Set task →
Exclude the pictures and return every line exactly as written.

--- BEGIN Source material ---

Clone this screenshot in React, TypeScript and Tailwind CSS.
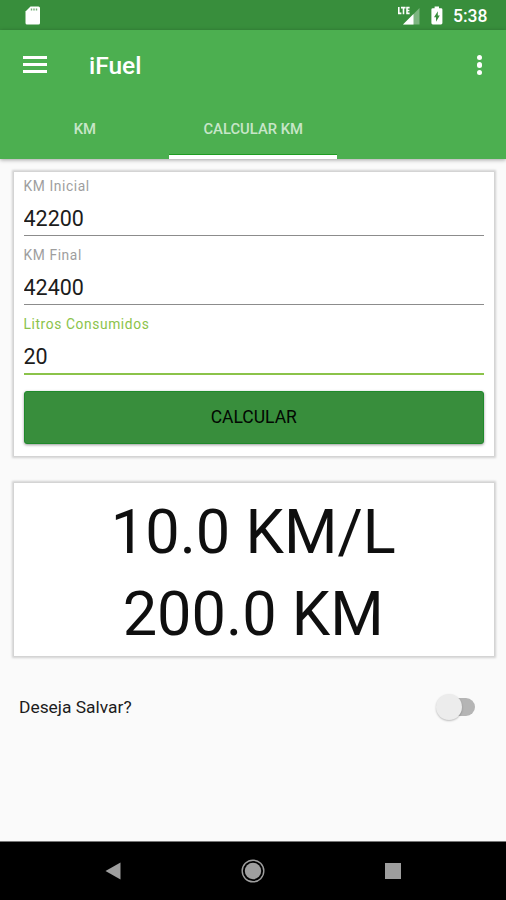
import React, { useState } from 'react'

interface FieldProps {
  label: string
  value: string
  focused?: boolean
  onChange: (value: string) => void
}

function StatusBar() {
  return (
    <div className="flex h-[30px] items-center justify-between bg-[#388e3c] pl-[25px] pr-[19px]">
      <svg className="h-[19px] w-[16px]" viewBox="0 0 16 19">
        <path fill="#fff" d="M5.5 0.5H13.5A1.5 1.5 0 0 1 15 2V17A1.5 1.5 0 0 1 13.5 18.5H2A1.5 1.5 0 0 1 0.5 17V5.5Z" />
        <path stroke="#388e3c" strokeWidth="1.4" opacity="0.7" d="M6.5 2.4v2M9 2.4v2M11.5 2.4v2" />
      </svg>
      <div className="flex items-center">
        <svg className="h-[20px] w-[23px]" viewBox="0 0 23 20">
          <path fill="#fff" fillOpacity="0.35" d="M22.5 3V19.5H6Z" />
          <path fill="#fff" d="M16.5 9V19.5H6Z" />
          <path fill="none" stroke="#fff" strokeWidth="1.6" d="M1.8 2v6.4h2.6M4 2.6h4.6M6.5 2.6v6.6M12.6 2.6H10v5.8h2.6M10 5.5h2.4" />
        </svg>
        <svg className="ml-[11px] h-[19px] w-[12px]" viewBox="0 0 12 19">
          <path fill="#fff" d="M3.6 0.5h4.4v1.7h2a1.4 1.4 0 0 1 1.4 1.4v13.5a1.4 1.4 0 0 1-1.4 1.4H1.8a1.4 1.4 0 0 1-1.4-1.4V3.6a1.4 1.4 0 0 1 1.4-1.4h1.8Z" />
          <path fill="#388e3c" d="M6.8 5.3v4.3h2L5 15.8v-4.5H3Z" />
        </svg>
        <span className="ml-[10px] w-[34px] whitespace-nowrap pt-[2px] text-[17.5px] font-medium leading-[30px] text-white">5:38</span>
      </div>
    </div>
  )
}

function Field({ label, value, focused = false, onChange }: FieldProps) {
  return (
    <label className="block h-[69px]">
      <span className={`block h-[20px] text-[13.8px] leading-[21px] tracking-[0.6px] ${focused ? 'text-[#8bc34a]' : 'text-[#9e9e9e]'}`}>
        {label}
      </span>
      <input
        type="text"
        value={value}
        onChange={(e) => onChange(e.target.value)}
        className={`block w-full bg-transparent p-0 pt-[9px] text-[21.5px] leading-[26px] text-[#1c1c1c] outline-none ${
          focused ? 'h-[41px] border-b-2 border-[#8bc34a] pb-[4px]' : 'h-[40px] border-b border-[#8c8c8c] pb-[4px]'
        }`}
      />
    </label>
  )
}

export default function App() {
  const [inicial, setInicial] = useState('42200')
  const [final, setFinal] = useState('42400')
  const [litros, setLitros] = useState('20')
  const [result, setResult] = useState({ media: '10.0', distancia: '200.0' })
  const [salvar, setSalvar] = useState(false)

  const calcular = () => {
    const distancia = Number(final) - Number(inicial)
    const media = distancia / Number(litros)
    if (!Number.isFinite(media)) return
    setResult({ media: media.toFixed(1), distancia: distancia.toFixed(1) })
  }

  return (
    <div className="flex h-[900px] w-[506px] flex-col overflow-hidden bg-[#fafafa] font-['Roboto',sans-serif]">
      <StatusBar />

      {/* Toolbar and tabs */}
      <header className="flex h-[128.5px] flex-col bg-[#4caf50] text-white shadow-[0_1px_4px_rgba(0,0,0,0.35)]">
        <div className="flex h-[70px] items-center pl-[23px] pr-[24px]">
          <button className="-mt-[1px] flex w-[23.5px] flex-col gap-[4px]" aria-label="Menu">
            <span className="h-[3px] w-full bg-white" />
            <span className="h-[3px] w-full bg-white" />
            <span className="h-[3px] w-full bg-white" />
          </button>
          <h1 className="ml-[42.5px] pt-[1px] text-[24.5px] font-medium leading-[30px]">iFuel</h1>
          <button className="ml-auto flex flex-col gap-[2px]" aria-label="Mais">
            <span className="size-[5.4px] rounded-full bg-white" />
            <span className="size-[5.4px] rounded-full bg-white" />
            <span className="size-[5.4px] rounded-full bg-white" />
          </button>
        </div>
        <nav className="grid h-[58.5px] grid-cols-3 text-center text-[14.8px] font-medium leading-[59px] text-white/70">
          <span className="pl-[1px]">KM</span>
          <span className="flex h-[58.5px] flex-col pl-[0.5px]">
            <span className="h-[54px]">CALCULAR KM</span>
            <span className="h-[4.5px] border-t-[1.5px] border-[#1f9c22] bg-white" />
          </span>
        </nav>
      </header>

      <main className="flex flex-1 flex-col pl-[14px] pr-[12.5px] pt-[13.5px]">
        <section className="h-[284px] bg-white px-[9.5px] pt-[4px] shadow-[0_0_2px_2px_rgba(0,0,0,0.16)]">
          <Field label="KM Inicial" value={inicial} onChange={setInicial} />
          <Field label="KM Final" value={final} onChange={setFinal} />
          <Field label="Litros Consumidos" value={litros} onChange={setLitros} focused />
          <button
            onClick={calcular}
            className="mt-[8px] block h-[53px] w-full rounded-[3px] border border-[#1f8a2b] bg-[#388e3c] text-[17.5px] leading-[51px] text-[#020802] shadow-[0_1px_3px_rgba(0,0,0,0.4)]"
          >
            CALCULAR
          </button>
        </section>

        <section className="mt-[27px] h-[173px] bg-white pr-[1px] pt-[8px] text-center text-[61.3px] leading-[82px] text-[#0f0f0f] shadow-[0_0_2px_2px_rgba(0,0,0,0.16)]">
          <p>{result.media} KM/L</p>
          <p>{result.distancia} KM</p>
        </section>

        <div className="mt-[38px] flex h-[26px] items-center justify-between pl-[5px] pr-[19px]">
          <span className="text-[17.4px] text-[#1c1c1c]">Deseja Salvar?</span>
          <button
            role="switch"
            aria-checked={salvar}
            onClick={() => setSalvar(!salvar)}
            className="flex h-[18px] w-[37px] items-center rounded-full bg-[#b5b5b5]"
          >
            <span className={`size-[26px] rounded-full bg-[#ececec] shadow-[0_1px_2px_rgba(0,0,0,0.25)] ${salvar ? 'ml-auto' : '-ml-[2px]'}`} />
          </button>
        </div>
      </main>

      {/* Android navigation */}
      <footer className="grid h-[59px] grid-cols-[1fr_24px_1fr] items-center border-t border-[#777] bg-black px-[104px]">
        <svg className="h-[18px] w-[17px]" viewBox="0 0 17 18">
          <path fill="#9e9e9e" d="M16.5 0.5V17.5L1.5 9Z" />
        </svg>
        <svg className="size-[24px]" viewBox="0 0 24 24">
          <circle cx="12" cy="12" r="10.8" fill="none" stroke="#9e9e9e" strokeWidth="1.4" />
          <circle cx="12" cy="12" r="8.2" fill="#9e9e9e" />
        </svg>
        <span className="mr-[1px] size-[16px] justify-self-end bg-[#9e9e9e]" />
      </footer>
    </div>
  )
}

--- END Source material ---

Written solution →
Clone this screenshot in React, TypeScript and Tailwind CSS.
import React, { useState } from 'react'

interface FieldProps {
  label: string
  value: string
  focused?: boolean
  onChange: (value: string) => void
}

function StatusBar() {
  return (
    <div className="flex h-[30px] items-center justify-between bg-[#388e3c] pl-[25px] pr-[19px]">
      <svg className="h-[19px] w-[16px]" viewBox="0 0 16 19">
        <path fill="#fff" d="M5.5 0.5H13.5A1.5 1.5 0 0 1 15 2V17A1.5 1.5 0 0 1 13.5 18.5H2A1.5 1.5 0 0 1 0.5 17V5.5Z" />
        <path stroke="#388e3c" strokeWidth="1.4" opacity="0.7" d="M6.5 2.4v2M9 2.4v2M11.5 2.4v2" />
      </svg>
      <div className="flex items-center">
        <svg className="h-[20px] w-[23px]" viewBox="0 0 23 20">
          <path fill="#fff" fillOpacity="0.35" d="M22.5 3V19.5H6Z" />
          <path fill="#fff" d="M16.5 9V19.5H6Z" />
          <path fill="none" stroke="#fff" strokeWidth="1.6" d="M1.8 2v6.4h2.6M4 2.6h4.6M6.5 2.6v6.6M12.6 2.6H10v5.8h2.6M10 5.5h2.4" />
        </svg>
        <svg className="ml-[11px] h-[19px] w-[12px]" viewBox="0 0 12 19">
          <path fill="#fff" d="M3.6 0.5h4.4v1.7h2a1.4 1.4 0 0 1 1.4 1.4v13.5a1.4 1.4 0 0 1-1.4 1.4H1.8a1.4 1.4 0 0 1-1.4-1.4V3.6a1.4 1.4 0 0 1 1.4-1.4h1.8Z" />
          <path fill="#388e3c" d="M6.8 5.3v4.3h2L5 15.8v-4.5H3Z" />
        </svg>
        <span className="ml-[10px] w-[34px] whitespace-nowrap pt-[2px] text-[17.5px] font-medium leading-[30px] text-white">5:38</span>
      </div>
    </div>
  )
}

function Field({ label, value, focused = false, onChange }: FieldProps) {
  return (
    <label className="block h-[69px]">
      <span className={`block h-[20px] text-[13.8px] leading-[21px] tracking-[0.6px] ${focused ? 'text-[#8bc34a]' : 'text-[#9e9e9e]'}`}>
        {label}
      </span>
      <input
        type="text"
        value={value}
        onChange={(e) => onChange(e.target.value)}
        className={`block w-full bg-transparent p-0 pt-[9px] text-[21.5px] leading-[26px] text-[#1c1c1c] outline-none ${
          focused ? 'h-[41px] border-b-2 border-[#8bc34a] pb-[4px]' : 'h-[40px] border-b border-[#8c8c8c] pb-[4px]'
        }`}
      />
    </label>
  )
}

export default function App() {
  const [inicial, setInicial] = useState('42200')
  const [final, setFinal] = useState('42400')
  const [litros, setLitros] = useState('20')
  const [result, setResult] = useState({ media: '10.0', distancia: '200.0' })
  const [salvar, setSalvar] = useState(false)

  const calcular = () => {
    const distancia = Number(final) - Number(inicial)
    const media = distancia / Number(litros)
    if (!Number.isFinite(media)) return
    setResult({ media: media.toFixed(1), distancia: distancia.toFixed(1) })
  }

  return (
    <div className="flex h-[900px] w-[506px] flex-col overflow-hidden bg-[#fafafa] font-['Roboto',sans-serif]">
      <StatusBar />

      {/* Toolbar and tabs */}
      <header className="flex h-[128.5px] flex-col bg-[#4caf50] text-white shadow-[0_1px_4px_rgba(0,0,0,0.35)]">
        <div className="flex h-[70px] items-center pl-[23px] pr-[24px]">
          <button className="-mt-[1px] flex w-[23.5px] flex-col gap-[4px]" aria-label="Menu">
            <span className="h-[3px] w-full bg-white" />
            <span className="h-[3px] w-full bg-white" />
            <span className="h-[3px] w-full bg-white" />
          </button>
          <h1 className="ml-[42.5px] pt-[1px] text-[24.5px] font-medium leading-[30px]">iFuel</h1>
          <button className="ml-auto flex flex-col gap-[2px]" aria-label="Mais">
            <span className="size-[5.4px] rounded-full bg-white" />
            <span className="size-[5.4px] rounded-full bg-white" />
            <span className="size-[5.4px] rounded-full bg-white" />
          </button>
        </div>
        <nav className="grid h-[58.5px] grid-cols-3 text-center text-[14.8px] font-medium leading-[59px] text-white/70">
          <span className="pl-[1px]">KM</span>
          <span className="flex h-[58.5px] flex-col pl-[0.5px]">
            <span className="h-[54px]">CALCULAR KM</span>
            <span className="h-[4.5px] border-t-[1.5px] border-[#1f9c22] bg-white" />
          </span>
        </nav>
      </header>

      <main className="flex flex-1 flex-col pl-[14px] pr-[12.5px] pt-[13.5px]">
        <section className="h-[284px] bg-white px-[9.5px] pt-[4px] shadow-[0_0_2px_2px_rgba(0,0,0,0.16)]">
          <Field label="KM Inicial" value={inicial} onChange={setInicial} />
          <Field label="KM Final" value={final} onChange={setFinal} />
          <Field label="Litros Consumidos" value={litros} onChange={setLitros} focused />
          <button
            onClick={calcular}
            className="mt-[8px] block h-[53px] w-full rounded-[3px] border border-[#1f8a2b] bg-[#388e3c] text-[17.5px] leading-[51px] text-[#020802] shadow-[0_1px_3px_rgba(0,0,0,0.4)]"
          >
            CALCULAR
          </button>
        </section>

        <section className="mt-[27px] h-[173px] bg-white pr-[1px] pt-[8px] text-center text-[61.3px] leading-[82px] text-[#0f0f0f] shadow-[0_0_2px_2px_rgba(0,0,0,0.16)]">
          <p>{result.media} KM/L</p>
          <p>{result.distancia} KM</p>
        </section>

        <div className="mt-[38px] flex h-[26px] items-center justify-between pl-[5px] pr-[19px]">
          <span className="text-[17.4px] text-[#1c1c1c]">Deseja Salvar?</span>
          <button
            role="switch"
            aria-checked={salvar}
            onClick={() => setSalvar(!salvar)}
            className="flex h-[18px] w-[37px] items-center rounded-full bg-[#b5b5b5]"
          >
            <span className={`size-[26px] rounded-full bg-[#ececec] shadow-[0_1px_2px_rgba(0,0,0,0.25)] ${salvar ? 'ml-auto' : '-ml-[2px]'}`} />
          </button>
        </div>
      </main>

      {/* Android navigation */}
      <footer className="grid h-[59px] grid-cols-[1fr_24px_1fr] items-center border-t border-[#777] bg-black px-[104px]">
        <svg className="h-[18px] w-[17px]" viewBox="0 0 17 18">
          <path fill="#9e9e9e" d="M16.5 0.5V17.5L1.5 9Z" />
        </svg>
        <svg className="size-[24px]" viewBox="0 0 24 24">
          <circle cx="12" cy="12" r="10.8" fill="none" stroke="#9e9e9e" strokeWidth="1.4" />
          <circle cx="12" cy="12" r="8.2" fill="#9e9e9e" />
        </svg>
        <span className="mr-[1px] size-[16px] justify-self-end bg-[#9e9e9e]" />
      </footer>
    </div>
  )
}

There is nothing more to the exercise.